The shares may be bought in one or more tranches in accordance with the regulations in force, and the acquisitions will be made within the limits on distributable earnings and available reserves as per the most recent financial statements approved and, without prejudice to the foregoing, in accordance with the ECB authorization; they shall also entail an equivalent reduction in net equity by a specific heading being recorded among the liabilities in the balance sheet. From a prudential standpoint, the maximum amount authorized by the ECB will be deducted from regulatory capital until such time as the authorization is granted, regardless of the actual buybacks made.

The volume of shares acquired in a single trading day may not exceed 25% of the average daily volume of the shares at the trading venue where the purchase is carried out, and no purchase may be made at a price higher than the higher of the price of the last independent trade and the highest current independent purchase bid at the trading venue where the purchase is carried out. Furthermore, the buy price may not be more than 10% lower or higher than the reference

price recorded by the stock in the market session on the previous day, save in exceptional circumstances due to conditions of market volatility.

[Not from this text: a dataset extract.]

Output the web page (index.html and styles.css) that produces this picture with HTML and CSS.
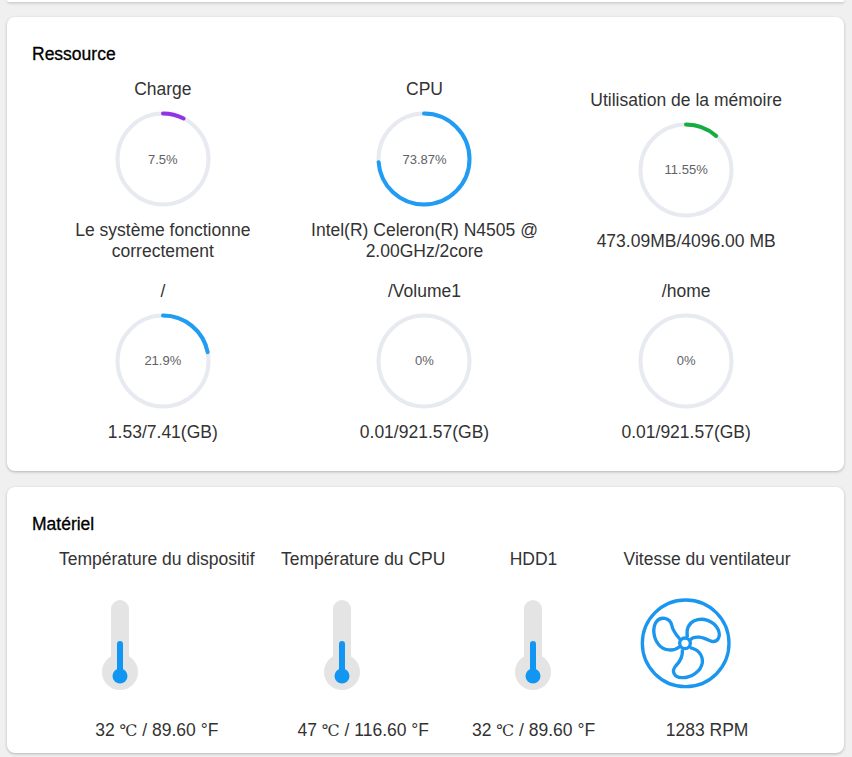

The purchases of own shares shall be made, in accordance with the provisions of Article 132 of Italian Legislative Decree 58/98, Article 144-bis, paragraph 1, letter b) of the Regulations for Issuers published by Consob under resolution no. 11971 of 14 May 1999, as amended, by the means established in the regulations of the stock market operators themselves, to ensure parity of treatment between Shareholders. For this reason, the purchases will be made exclusively, inter alia in different tranches, on regulated markets, by the means established in the regulations of the same markets, which do not allow buy bids to be matched directly with pre-existing sale bids.

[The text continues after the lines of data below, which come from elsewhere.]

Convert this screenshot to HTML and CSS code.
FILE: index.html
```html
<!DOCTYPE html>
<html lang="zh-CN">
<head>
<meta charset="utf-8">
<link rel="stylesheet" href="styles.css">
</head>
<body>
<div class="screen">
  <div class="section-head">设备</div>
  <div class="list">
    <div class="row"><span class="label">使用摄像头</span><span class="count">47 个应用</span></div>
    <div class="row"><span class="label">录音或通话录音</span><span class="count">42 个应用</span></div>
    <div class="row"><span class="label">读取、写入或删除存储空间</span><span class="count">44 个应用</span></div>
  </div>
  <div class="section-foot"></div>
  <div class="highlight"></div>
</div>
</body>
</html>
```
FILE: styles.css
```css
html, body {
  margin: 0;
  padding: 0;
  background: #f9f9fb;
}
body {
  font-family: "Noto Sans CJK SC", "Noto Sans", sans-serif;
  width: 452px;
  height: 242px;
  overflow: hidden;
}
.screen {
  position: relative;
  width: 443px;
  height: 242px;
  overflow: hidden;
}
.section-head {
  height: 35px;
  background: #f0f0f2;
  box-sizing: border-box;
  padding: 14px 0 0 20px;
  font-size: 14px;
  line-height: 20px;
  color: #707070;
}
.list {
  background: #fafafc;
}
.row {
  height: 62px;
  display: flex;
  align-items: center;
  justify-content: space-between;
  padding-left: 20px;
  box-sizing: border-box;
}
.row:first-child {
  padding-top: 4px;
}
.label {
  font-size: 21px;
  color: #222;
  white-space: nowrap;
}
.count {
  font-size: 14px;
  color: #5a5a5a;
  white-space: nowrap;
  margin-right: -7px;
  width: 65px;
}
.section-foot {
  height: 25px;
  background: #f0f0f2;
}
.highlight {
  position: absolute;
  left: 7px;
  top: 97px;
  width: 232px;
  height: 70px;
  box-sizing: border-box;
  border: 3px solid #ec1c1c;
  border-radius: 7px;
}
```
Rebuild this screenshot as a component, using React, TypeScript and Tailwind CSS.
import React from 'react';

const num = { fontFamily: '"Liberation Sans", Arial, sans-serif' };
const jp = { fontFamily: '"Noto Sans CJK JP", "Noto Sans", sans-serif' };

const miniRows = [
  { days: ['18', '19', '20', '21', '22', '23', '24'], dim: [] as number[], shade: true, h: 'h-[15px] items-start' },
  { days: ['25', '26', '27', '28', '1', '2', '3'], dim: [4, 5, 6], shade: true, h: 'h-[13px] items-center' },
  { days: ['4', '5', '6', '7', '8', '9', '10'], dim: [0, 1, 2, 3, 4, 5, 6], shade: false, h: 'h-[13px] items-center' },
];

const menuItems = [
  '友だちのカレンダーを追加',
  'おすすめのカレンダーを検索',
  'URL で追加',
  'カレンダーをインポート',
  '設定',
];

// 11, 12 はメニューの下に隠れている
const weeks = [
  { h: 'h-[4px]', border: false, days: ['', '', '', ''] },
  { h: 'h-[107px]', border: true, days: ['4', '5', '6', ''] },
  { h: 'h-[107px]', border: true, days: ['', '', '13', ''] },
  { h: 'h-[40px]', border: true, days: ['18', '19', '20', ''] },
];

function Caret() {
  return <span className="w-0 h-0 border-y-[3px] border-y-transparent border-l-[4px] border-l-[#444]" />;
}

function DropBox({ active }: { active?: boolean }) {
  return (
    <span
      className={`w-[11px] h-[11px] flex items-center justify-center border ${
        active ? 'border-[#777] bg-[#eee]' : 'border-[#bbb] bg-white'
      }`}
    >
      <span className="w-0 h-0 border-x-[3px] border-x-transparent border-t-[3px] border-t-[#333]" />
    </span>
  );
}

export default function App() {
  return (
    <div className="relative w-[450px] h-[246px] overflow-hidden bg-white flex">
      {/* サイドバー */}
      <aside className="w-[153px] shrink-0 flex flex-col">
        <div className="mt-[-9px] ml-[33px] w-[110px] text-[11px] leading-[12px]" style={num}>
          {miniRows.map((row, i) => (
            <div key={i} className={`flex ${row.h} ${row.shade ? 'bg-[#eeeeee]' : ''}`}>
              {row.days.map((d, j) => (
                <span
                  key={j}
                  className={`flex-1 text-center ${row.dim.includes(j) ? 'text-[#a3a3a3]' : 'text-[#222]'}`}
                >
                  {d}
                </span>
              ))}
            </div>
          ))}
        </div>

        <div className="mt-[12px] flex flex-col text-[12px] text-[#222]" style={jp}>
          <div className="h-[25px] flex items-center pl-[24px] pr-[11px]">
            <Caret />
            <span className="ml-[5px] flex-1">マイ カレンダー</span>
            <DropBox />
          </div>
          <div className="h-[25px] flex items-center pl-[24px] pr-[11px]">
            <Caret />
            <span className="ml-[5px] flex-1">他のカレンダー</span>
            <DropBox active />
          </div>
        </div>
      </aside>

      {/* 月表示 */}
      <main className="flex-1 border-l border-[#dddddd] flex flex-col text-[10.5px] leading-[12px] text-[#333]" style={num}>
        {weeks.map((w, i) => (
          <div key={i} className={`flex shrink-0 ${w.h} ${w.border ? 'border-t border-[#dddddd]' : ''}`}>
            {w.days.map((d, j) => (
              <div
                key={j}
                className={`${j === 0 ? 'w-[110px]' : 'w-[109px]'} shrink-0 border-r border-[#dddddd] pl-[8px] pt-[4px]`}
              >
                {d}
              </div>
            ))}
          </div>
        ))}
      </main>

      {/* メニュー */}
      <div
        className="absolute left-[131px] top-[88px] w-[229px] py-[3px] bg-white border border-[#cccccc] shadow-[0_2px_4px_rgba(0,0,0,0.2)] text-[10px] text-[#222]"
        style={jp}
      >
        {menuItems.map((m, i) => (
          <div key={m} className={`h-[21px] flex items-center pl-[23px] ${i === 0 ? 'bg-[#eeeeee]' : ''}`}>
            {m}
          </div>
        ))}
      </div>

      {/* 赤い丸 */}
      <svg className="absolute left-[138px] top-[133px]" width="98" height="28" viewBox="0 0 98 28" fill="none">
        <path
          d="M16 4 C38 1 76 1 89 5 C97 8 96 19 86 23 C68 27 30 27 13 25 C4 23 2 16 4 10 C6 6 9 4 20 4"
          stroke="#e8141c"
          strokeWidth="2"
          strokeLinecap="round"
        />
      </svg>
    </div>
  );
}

Without prejudice to the foregoing, the purchases shall also be made in compliance with any further trading limits, internal or provided by the applicable external regulations, and any guidance that may be received from the competent Supervisory Authorities.

The shares may be disposed of, in one or more tranches, even before all the purchases have been completed, for the following uses: i) as part of possible extraordinary transactions, including, but not limited to, exchanges, in kind or otherwise, spinoffs or transactions involving the share capital or other company and/or financial transactions; ii) for allocation to members of the Mediobanca Group's staff, in execution of compensation schemes, current and future, based on financial instruments; iii) to be sold, on the market and/or "over the counter" (OTC); and iv) for cancellation, subject to approval of the relevant resolution submitted as extraordinary business at today's Annual General Meeting under item no. 1, to the report on which reference is made. The disposals or uses shall be recorded in the accounts as required by the legal provisions in force and the applicable accounting standards. Subsequent purchases and sales of treasury shares may also be made, up to the limits set forth in the preceding paragraphs.

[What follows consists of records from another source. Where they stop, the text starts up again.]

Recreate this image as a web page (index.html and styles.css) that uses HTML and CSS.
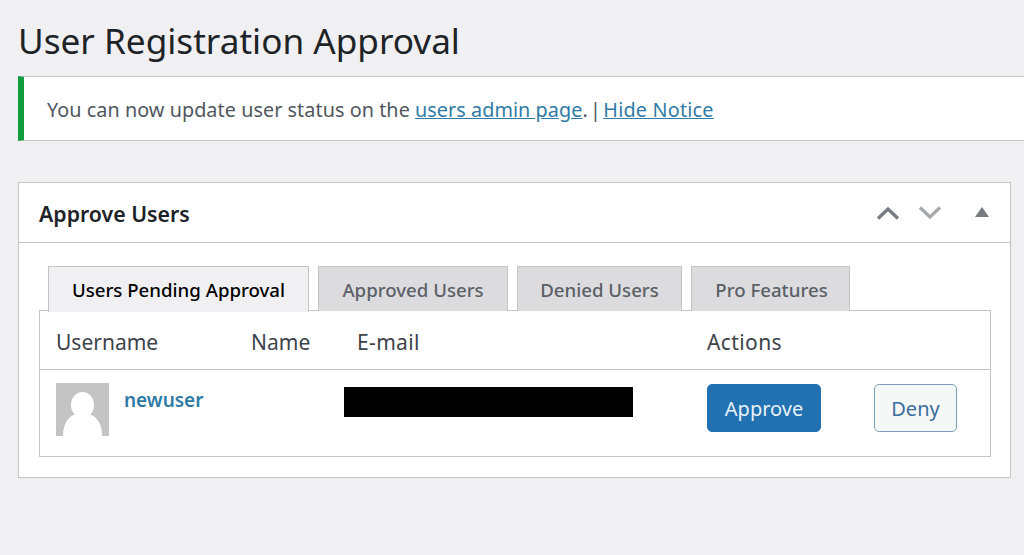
FILE: index.html
```html
<!DOCTYPE html>
<html lang="en">
<head>
<meta charset="utf-8">
<title>User Registration Approval</title>
<link rel="stylesheet" href="styles.css">
</head>
<body>
<main class="wrap">
  <h1 class="title">User Registration Approval</h1>
  <div class="notice">
    <p>You can now update user status on the <a href="#">users admin page</a><span class="sep">. | </span><a class="hide" href="#">Hide Notice</a></p>
  </div>
  <section class="postbox">
    <header class="postbox-head">
      <h2>Approve Users</h2>
      <div class="handles">
        <svg class="chev" width="24" height="14" viewBox="0 0 24 14"><path d="M2 12.500 12 3l10 9.500" fill="none" stroke="#787c82" stroke-width="3.4"/></svg>
        <svg class="chev" width="24" height="14" viewBox="0 0 24 14"><path d="M2 1.500 12 11 22 1.500" fill="none" stroke="#a7aaad" stroke-width="3.4"/></svg>
        <svg class="tri" width="14" height="10" viewBox="0 0 14 10"><path d="M7 0l7 10H0z" fill="#787c82"/></svg>
      </div>
    </header>
    <div class="postbox-body">
      <nav class="tabs">
        <a class="tab active" href="#">Users Pending Approval</a>
        <a class="tab t2" href="#">Approved Users</a>
        <a class="tab t3" href="#">Denied Users</a>
        <a class="tab t4" href="#">Pro Features</a>
      </nav>
      <div class="table">
        <div class="row head">
          <span>Username</span>
          <span class="c-name">Name</span>
          <span class="c-mail">E-mail</span>
          <span class="c-act">Actions</span>
        </div>
        <div class="row user">
          <div class="user-cell">
            <svg class="avatar" width="53" height="53" viewBox="0 0 53 53"><rect width="53" height="53" fill="#c4c4c4"/><ellipse cx="26.500" cy="22" rx="11.500" ry="13" fill="#fff"/><path d="M7 53c0-14 7-23 19.500-23S46 39 46 53z" fill="#fff"/></svg>
            <a class="uname" href="#">newuser</a>
          </div>
          <span></span>
          <div class="redact"></div>
          <div class="actions">
            <a class="btn primary" href="#">Approve</a>
            <a class="btn secondary" href="#">Deny</a>
          </div>
        </div>
      </div>
    </div>
  </section>
</main>
</body>
</html>
```
FILE: styles.css
```css
* { box-sizing: border-box; }
html, body { margin: 0; height: 555px; overflow: hidden; }
body { background: #f0f0f2; color: #3c434a; font-family: "Noto Sans", "Open Sans", sans-serif; }
.wrap { padding: 0 13px 0 18px; }
.title { margin: 0; height: 76px; font-size: 35.15px; line-height: 80px; font-weight: 400; color: #1d2327; white-space: nowrap; }
.notice { height: 65px; margin-right: -13px; background: #fff; border: 1px solid #c3c4c7; border-left: 6px solid #0f9d3f; border-right: 0; display: flex; align-items: center; padding: 2px 0 0 23px; }
.notice p { margin: 0; font-size: 19.8px; letter-spacing: .055px; color: #50575e; white-space: pre; }
.notice a { color: #2f7ba6; text-decoration: underline; }
.notice .sep { word-spacing: -2px; letter-spacing: -.4px; }
.notice .hide { letter-spacing: .2px; }
.postbox { margin-top: 41px; height: 296px; background: #fff; border: 1px solid #c3c4c7; }
.postbox-head { height: 60px; border-bottom: 1px solid #c3c4c7; display: flex; align-items: center; justify-content: space-between; padding: 2px 21px 0 20px; }
.postbox-head h2 { margin: 0; font-size: 21.3px; font-weight: 600; color: #1d2327; }
.handles { display: flex; align-items: center; gap: 18px; margin-top: -2px; }
.tri { margin-left: 15px; margin-top: -2px; }
.postbox-body { padding: 23px 20px 0; }
.tabs { display: flex; padding-left: 9px; height: 45px; gap: 9px; position: relative; z-index: 1; margin-bottom: -1px; }
.tab { height: 45px; padding-top: 1px; border: 1px solid #c3c4c7; border-bottom: 0; background: #dcdcde; color: #5a6066; font-size: 18.65px; font-weight: 500; display: flex; align-items: center; justify-content: center; text-decoration: none; white-space: nowrap; }
.tab.active { width: 261px; background: #f0f0f2; color: #000; height: 46px; padding-top: 0; }
.t2 { width: 190px; }
.t3 { width: 165px; }
.t4 { width: 159px; padding-left: 2px; }
.table { height: 147px; width: 952px; border: 1px solid #c3c4c7; background: #fff; }
.row { display: grid; grid-template-columns: 195px 106px 350px 1fr; padding-left: 16px; }
.head { height: 59px; padding-top: 3px; align-items: center; border-bottom: 1px solid #c3c4c7; font-size: 21px; color: #3c434a; }
.c-mail { letter-spacing: .35px; }
.c-act { letter-spacing: .4px; }
.user { height: 86px; padding-top: 13px; align-items: start; grid-template-columns: 195px 93px 363px 1fr; }
.user-cell { display: flex; gap: 15px; }
.avatar { display: block; }
.uname { color: #2f7ba6; font-size: 19px; font-weight: 600; text-decoration: none; line-height: 35px; }
.redact { width: 289px; height: 30px; margin-top: 4px; background: #000; }
.actions { display: flex; gap: 53px; margin-top: 1px; }
.btn { height: 48px; border-radius: 5px; font-size: 20px; display: flex; align-items: center; justify-content: center; text-decoration: none; border: 1px solid #2271b1; }
.primary { width: 114px; background: #2271b1; color: #e8f2fa; }
.secondary { width: 83px; background: #f6f7f7; color: #3a6f9c; border-color: #7c9db5; }
```
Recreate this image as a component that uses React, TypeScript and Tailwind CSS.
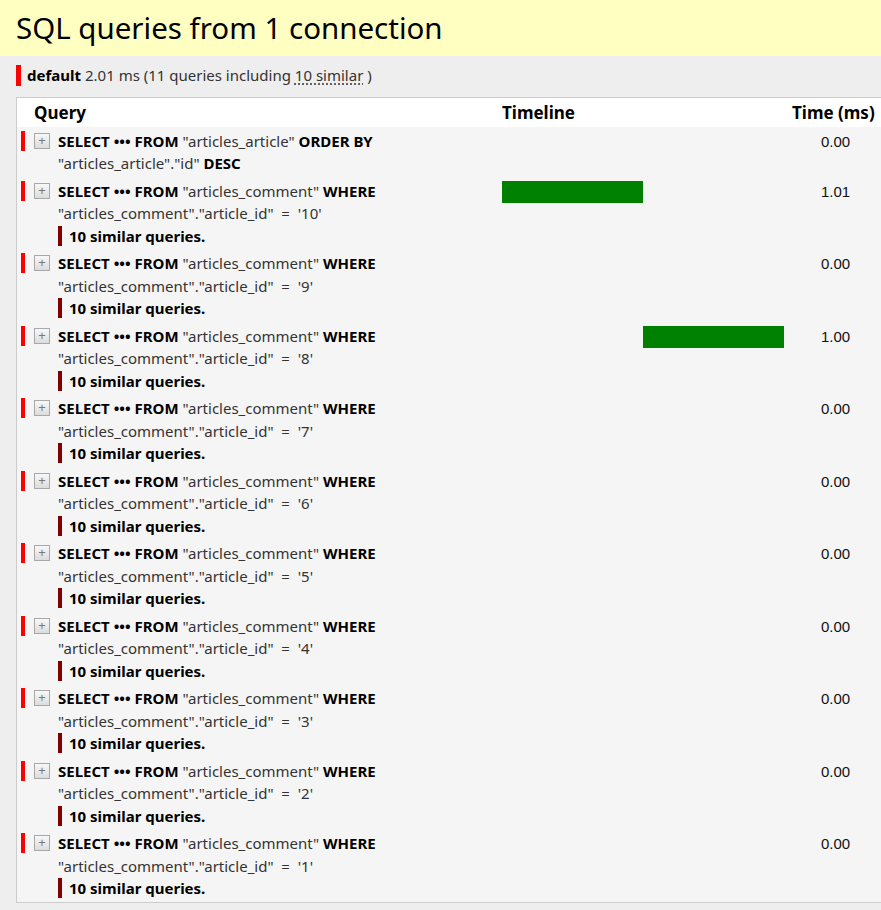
import React from "react";

const rows = [
  { table: "articles_article", cond: "ORDER BY", line2a: '"articles_article"."id"', line2b: "DESC", time: "0.00", bar: null as null | [number, number], similar: false },
  ...[10, 9, 8, 7, 6, 5, 4, 3, 2, 1].map((n) => ({
    table: "articles_comment",
    cond: "WHERE",
    line2a: `"articles_comment"."article_id"  =  '${n}'`,
    line2b: "",
    time: n === 10 ? "1.01" : n === 8 ? "1.00" : "0.00",
    bar: n === 10 ? ([0, 141] as [number, number]) : n === 8 ? ([141, 141] as [number, number]) : null,
    similar: true,
  })),
];

function PlusBox() {
  return (
    <div className="mt-[3px] flex h-[16px] w-[16px] items-center justify-center border border-[#a8a8a8] bg-gradient-to-b from-[#f8f8f8] to-[#dcdcdc] text-[13px] leading-none text-[#777]">
      <span className="-mt-px">+</span>
    </div>
  );
}

export default function App() {
  return (
    <div
      className="h-[910px] w-[881px] overflow-hidden bg-[#eeeeee] text-black"
      style={{ fontFamily: '"Noto Sans", "Noto Sans CJK KR", sans-serif' }}
    >
      <div className="flex h-[56px] items-center bg-[#ffffc2] pl-[16px]">
        <h3 className="text-[29.5px] font-normal leading-none">SQL queries from 1 connection</h3>
      </div>
      <div className="flex h-[41px] items-center pb-[2px] pl-[16px] text-[15px]">
        <span className="mr-[6px] h-[21px] w-[5px] bg-[#ff0000]" />
        <span className="font-bold">default</span>
        <span className="ml-[4px] text-[#333]">
          2.01 ms (11 queries including{" "}
          <abbr className="underline decoration-dotted underline-offset-2">10 similar</abbr> )
        </span>
      </div>
      <div className="ml-[16px] w-[880px] border border-[#cccccc] bg-[#f5f5f5]">
        <div className="flex h-[29px] items-center bg-white text-[17px] font-bold">
          <div className="w-[485px] pl-[17px]">Query</div>
          <div className="w-[290px]">Timeline</div>
          <div>Time (ms)</div>
        </div>
        {rows.map((r, i) => (
          <div key={i} className="flex py-[2.5px] text-[15px] leading-[22.5px]">
            <div className="flex w-[485px] items-start">
              <span className="ml-[4px] mt-[1px] h-[20px] w-[4px] bg-[#ff0000]" />
              <div className="ml-[9px]">
                <PlusBox />
              </div>
              <div className="ml-[8px]">
                <div>
                  <b>SELECT ••• FROM</b>{" "}
                  <span className="text-[#333]">"{r.table}"</span> <b>{r.cond}</b>
                </div>
                <div className="whitespace-pre text-[#333]">
                  {r.line2a}
                  {r.line2b && (
                    <>
                      {" "}
                      <b className="text-black">{r.line2b}</b>
                    </>
                  )}
                </div>
                {r.similar && (
                  <div className="flex items-center font-bold">
                    <span className="mr-[7px] h-[20px] w-[4px] bg-[#800000]" />
                    10 similar queries.
                  </div>
                )}
              </div>
            </div>
            <div className="w-[319px] pt-px">
              <div className="relative h-[22px] w-[282px]">
                {r.bar && (
                  <div
                    className="absolute top-0 h-[22px] bg-[#008000]"
                    style={{ left: r.bar[0], width: r.bar[1] }}
                  />
                )}
              </div>
            </div>
            <div
              className="pt-px text-[15px] text-[#111]"
              style={{ fontFamily: '"Liberation Sans", Arial, sans-serif' }}
            >
              {r.time}
            </div>
          </div>
        ))}
      </div>
    </div>
  );
}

Execution of the scheme is subject to authorization from the European Central Bank.

* * *

Dear Shareholders,

In view of the foregoing, you are invited to adopt the following resolution:

The Shareholders of Mediobanca, gathered in Annual General Meeting, as ordinary business, having regarding the Board of Directors' report, and in view in particular of Articles 2357 and 2357 ter of the Italian Civil Code, Article 132 of Italian Legislative Decree 58/1998, and Article 144-bis of Consob Regulation no. 11971/99,

Hereby resolves to:

1) Authorize, until the earliest of either: (a) 18 months from the date on which the resolution is approved at the AGM; and (b) 12 months from the date on which the ECB grants authorization, the acquisition of up to maximum of 17,000,000 ordinary shares issued by the Company as illustrated in the Board of Directors' Report – subject to authorization being received from the Supervisory Authority – and the use of said shares, without limits or time restrictions i) as part of possible extraordinary transactions, including, but not limited to, exchanges, in kind or otherwise, spinoffs or transactions involving the share capital or other

company and/or financial transactions; ii) for allocation to members of the Mediobanca Group's staff, in execution of compensation schemes, current and future, based on financial instruments; iii) to be sold, on the market and/or "over the counter" (OTC) and to be cancelled, subject to approval of the relevant resolution submitted as extraordinary business at today's Annual General Meeting;

  • 2) Authorize the Board of Directors, and the Chief Executive Officer and Group General Manager on their behalf, jointly and severally, to arrange the purchase, by making withdrawal from the Extraordinary Reserve, and sale of the shares, as authorized above, and to cancel them subject to approval of the relevant resolution as extraordinary business by Shareholders gathered in Annual General Meeting, and without prejudice to the foregoing in full accordance with the regulations in force and the limits to which they are subject, and also (such instances not to be construed restrictively) to:
  • establish the means, time and all other executive and ancillary terms for the purchases and disposals of the treasury shares;
  • perform all deeds, measures and formalities as prove necessary in order to implement this resolution;
  • 3) Vest the Chief Executive Officer and the Group General Manager, jointly and severally, with the broadest powers to make such amendments, changes and/or additions to this resolution as prove necessary in order to bring it in line with any changes that are made to the regulations and the Regulatory and/or Supervisory Authorities' guidance.